• Given exercise: Your task is to give the listing below back word for word, pictures excluded.

•••

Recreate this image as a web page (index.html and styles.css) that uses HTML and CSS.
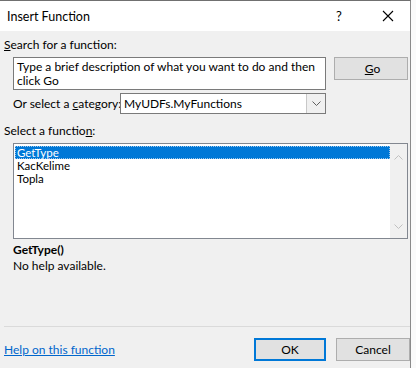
FILE: index.html
```html
<!DOCTYPE html>
<html lang="en">
<head>
  <meta charset="UTF-8" />
  <title>Insert Function</title>
  <link rel="stylesheet" href="styles.css">
</head>
<body>
  <div class="dialog">
    <div class="titlebar">
      <span class="title">Insert Function</span>
      <span class="tb-help">?</span>
      <span class="tb-close">
        <svg width="12" height="12" viewBox="0 0 12 12"><path d="M1 1L11 11M11 1L1 11" stroke="#000" stroke-width="1.1" fill="none"/></svg>
      </span>
    </div>

    <div class="content">
      <div class="label"><u>S</u>earch for a function:</div>
      <div class="search-row">
        <div class="search-box">Type a brief description of what you want to do and then click Go</div>
        <button class="btn">&nbsp;<u>G</u>o</button>
      </div>
      <div class="category-row">
        <span class="category-label">Or select a <u>c</u>ategory:</span>
        <div class="combo">
          <span class="combo-value">MyUDFs.MyFunctions</span>
          <span class="combo-arrow">
            <svg width="9" height="6" viewBox="0 0 9 6"><path d="M0.5 0.5L4.5 4.5L8.5 0.5" stroke="#606060" fill="none"/></svg>
          </span>
        </div>
      </div>

      <div class="label list-label">Select a functio<u>n</u>:</div>
      <div class="listbox">
        <ul class="items">
          <li class="selected">GetType</li>
          <li>KacKelime</li>
          <li>Topla</li>
        </ul>
        <div class="scrollbar">
          <svg width="9" height="6" viewBox="0 0 9 6"><path d="M0.5 5.5L4.5 1.5L8.5 5.5" stroke="#c0c0c0" fill="none"/></svg>
          <svg width="9" height="6" viewBox="0 0 9 6"><path d="M0.5 0.5L4.5 4.5L8.5 0.5" stroke="#c0c0c0" fill="none"/></svg>
        </div>
      </div>

      <div class="func-name">GetType()</div>
      <div class="func-desc">No help available.</div>
    </div>

    <div class="separator"></div>

    <div class="footer">
      <a class="help-link" href="#">Help on this function</a>
      <button class="btn btn-ok">OK</button>
      <button class="btn">Cancel</button>
    </div>
  </div>
</body>
</html>
```

FILE: styles.css
```css
body {
  margin: 0;
  background-color: #fafafa;
  font-family: Lato, "Noto Sans", sans-serif;
  font-size: 12px;
  color: #000;
}
.dialog {
  width: 410px;
  height: 367px;
  background-color: #f0f0f0;
  border-top: 1px solid #707070;
  border-right: 1px solid #8a8a8a;
}
.titlebar {
  height: 30px;
  background-color: #fff;
  display: flex;
  align-items: center;
  padding-left: 7px;
  font-size: 12.5px;
}
.title {
  flex: 1;
}
.tb-help {
  width: 16px;
  font-size: 13px;
  margin-right: 30px;
}
.tb-close {
  width: 28px;
  display: flex;
  align-items: center;
}
.content {
  padding: 0 0 0 4px;
}
.label {
  line-height: 14px;
  margin-top: 7px;
}
.search-row {
  display: flex;
  margin-top: 5px;
  margin-left: 9px;
}
.search-box {
  box-sizing: border-box;
  width: 313px;
  height: 33px;
  background-color: #fff;
  border: 1px solid #7a7a7a;
  padding: 2px 3px;
  line-height: 14px;
}
.btn {
  box-sizing: border-box;
  width: 74px;
  height: 23px;
  background-color: #e1e1e1;
  border: 1px solid #adadad;
  font-family: inherit;
  font-size: 12px;
  padding: 0;
  color: #000;
}
.search-row .btn {
  margin-left: 8px;
}
.category-row {
  display: flex;
  align-items: center;
  margin-top: 3px;
  margin-left: 9px;
}
.category-label {
  flex-shrink: 0;
  width: 107px;
  white-space: nowrap;
}
.combo {
  box-sizing: border-box;
  display: flex;
  width: 206px;
  height: 21px;
  background-color: #fff;
  border: 1px solid #7a7a7a;
}
.combo-value {
  flex: 1;
  padding-left: 3px;
  line-height: 19px;
}
.combo-arrow {
  width: 18px;
  background-color: #f0f0f0;
  border-left: 1px solid #c8c8c8;
  display: flex;
  align-items: center;
  justify-content: center;
}
.list-label {
  margin-top: 10px;
}
.listbox {
  box-sizing: border-box;
  display: flex;
  width: 395px;
  height: 96px;
  margin-top: 5px;
  margin-left: 9px;
  background-color: #fff;
  border: 1px solid #828790;
}
.items {
  flex: 1;
  list-style: none;
  margin: 0;
  padding: 2px 0 0 1px;
  font-size: 11.5px;
}
.items li {
  line-height: 13px;
  padding-left: 2px;
}
.items .selected {
  background-color: #0078d7;
  color: #fff;
  outline: 1px dotted #9cc8ec;
  outline-offset: -1px;
}
.scrollbar {
  width: 17px;
  background-color: #f0f0f0;
  display: flex;
  flex-direction: column;
  justify-content: space-between;
  align-items: center;
  padding: 10px 0 8px;
}
.func-name {
  font-weight: bold;
  line-height: 14px;
  margin-top: 4px;
  margin-left: 9px;
}
.func-desc {
  line-height: 14px;
  margin-top: 2px;
  margin-left: 9px;
}
.separator {
  height: 1px;
  background-color: #dadada;
  margin: 53px 0 0 4px;
}
.footer {
  display: flex;
  align-items: center;
  margin-top: 11px;
  padding-left: 4px;
}
.help-link {
  flex: 1;
  color: #0066cc;
  text-decoration: underline;
}
.btn-ok {
  width: 72px;
  border: 2px solid #0078d7;
  margin-right: 10px;
}
```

•••

• Solution:
Recreate this image as a web page (index.html and styles.css) that uses HTML and CSS.
FILE: index.html
```html
<!DOCTYPE html>
<html lang="en">
<head>
  <meta charset="UTF-8" />
  <title>Insert Function</title>
  <link rel="stylesheet" href="styles.css">
</head>
<body>
  <div class="dialog">
    <div class="titlebar">
      <span class="title">Insert Function</span>
      <span class="tb-help">?</span>
      <span class="tb-close">
        <svg width="12" height="12" viewBox="0 0 12 12"><path d="M1 1L11 11M11 1L1 11" stroke="#000" stroke-width="1.1" fill="none"/></svg>
      </span>
    </div>

    <div class="content">
      <div class="label"><u>S</u>earch for a function:</div>
      <div class="search-row">
        <div class="search-box">Type a brief description of what you want to do and then click Go</div>
        <button class="btn">&nbsp;<u>G</u>o</button>
      </div>
      <div class="category-row">
        <span class="category-label">Or select a <u>c</u>ategory:</span>
        <div class="combo">
          <span class="combo-value">MyUDFs.MyFunctions</span>
          <span class="combo-arrow">
            <svg width="9" height="6" viewBox="0 0 9 6"><path d="M0.5 0.5L4.5 4.5L8.5 0.5" stroke="#606060" fill="none"/></svg>
          </span>
        </div>
      </div>

      <div class="label list-label">Select a functio<u>n</u>:</div>
      <div class="listbox">
        <ul class="items">
          <li class="selected">GetType</li>
          <li>KacKelime</li>
          <li>Topla</li>
        </ul>
        <div class="scrollbar">
          <svg width="9" height="6" viewBox="0 0 9 6"><path d="M0.5 5.5L4.5 1.5L8.5 5.5" stroke="#c0c0c0" fill="none"/></svg>
          <svg width="9" height="6" viewBox="0 0 9 6"><path d="M0.5 0.5L4.5 4.5L8.5 0.5" stroke="#c0c0c0" fill="none"/></svg>
        </div>
      </div>

      <div class="func-name">GetType()</div>
      <div class="func-desc">No help available.</div>
    </div>

    <div class="separator"></div>

    <div class="footer">
      <a class="help-link" href="#">Help on this function</a>
      <button class="btn btn-ok">OK</button>
      <button class="btn">Cancel</button>
    </div>
  </div>
</body>
</html>
```

FILE: styles.css
```css
body {
  margin: 0;
  background-color: #fafafa;
  font-family: Lato, "Noto Sans", sans-serif;
  font-size: 12px;
  color: #000;
}
.dialog {
  width: 410px;
  height: 367px;
  background-color: #f0f0f0;
  border-top: 1px solid #707070;
  border-right: 1px solid #8a8a8a;
}
.titlebar {
  height: 30px;
  background-color: #fff;
  display: flex;
  align-items: center;
  padding-left: 7px;
  font-size: 12.5px;
}
.title {
  flex: 1;
}
.tb-help {
  width: 16px;
  font-size: 13px;
  margin-right: 30px;
}
.tb-close {
  width: 28px;
  display: flex;
  align-items: center;
}
.content {
  padding: 0 0 0 4px;
}
.label {
  line-height: 14px;
  margin-top: 7px;
}
.search-row {
  display: flex;
  margin-top: 5px;
  margin-left: 9px;
}
.search-box {
  box-sizing: border-box;
  width: 313px;
  height: 33px;
  background-color: #fff;
  border: 1px solid #7a7a7a;
  padding: 2px 3px;
  line-height: 14px;
}
.btn {
  box-sizing: border-box;
  width: 74px;
  height: 23px;
  background-color: #e1e1e1;
  border: 1px solid #adadad;
  font-family: inherit;
  font-size: 12px;
  padding: 0;
  color: #000;
}
.search-row .btn {
  margin-left: 8px;
}
.category-row {
  display: flex;
  align-items: center;
  margin-top: 3px;
  margin-left: 9px;
}
.category-label {
  flex-shrink: 0;
  width: 107px;
  white-space: nowrap;
}
.combo {
  box-sizing: border-box;
  display: flex;
  width: 206px;
  height: 21px;
  background-color: #fff;
  border: 1px solid #7a7a7a;
}
.combo-value {
  flex: 1;
  padding-left: 3px;
  line-height: 19px;
}
.combo-arrow {
  width: 18px;
  background-color: #f0f0f0;
  border-left: 1px solid #c8c8c8;
  display: flex;
  align-items: center;
  justify-content: center;
}
.list-label {
  margin-top: 10px;
}
.listbox {
  box-sizing: border-box;
  display: flex;
  width: 395px;
  height: 96px;
  margin-top: 5px;
  margin-left: 9px;
  background-color: #fff;
  border: 1px solid #828790;
}
.items {
  flex: 1;
  list-style: none;
  margin: 0;
  padding: 2px 0 0 1px;
  font-size: 11.5px;
}
.items li {
  line-height: 13px;
  padding-left: 2px;
}
.items .selected {
  background-color: #0078d7;
  color: #fff;
  outline: 1px dotted #9cc8ec;
  outline-offset: -1px;
}
.scrollbar {
  width: 17px;
  background-color: #f0f0f0;
  display: flex;
  flex-direction: column;
  justify-content: space-between;
  align-items: center;
  padding: 10px 0 8px;
}
.func-name {
  font-weight: bold;
  line-height: 14px;
  margin-top: 4px;
  margin-left: 9px;
}
.func-desc {
  line-height: 14px;
  margin-top: 2px;
  margin-left: 9px;
}
.separator {
  height: 1px;
  background-color: #dadada;
  margin: 53px 0 0 4px;
}
.footer {
  display: flex;
  align-items: center;
  margin-top: 11px;
  padding-left: 4px;
}
.help-link {
  flex: 1;
  color: #0066cc;
  text-decoration: underline;
}
.btn-ok {
  width: 72px;
  border: 2px solid #0078d7;
  margin-right: 10px;
}
```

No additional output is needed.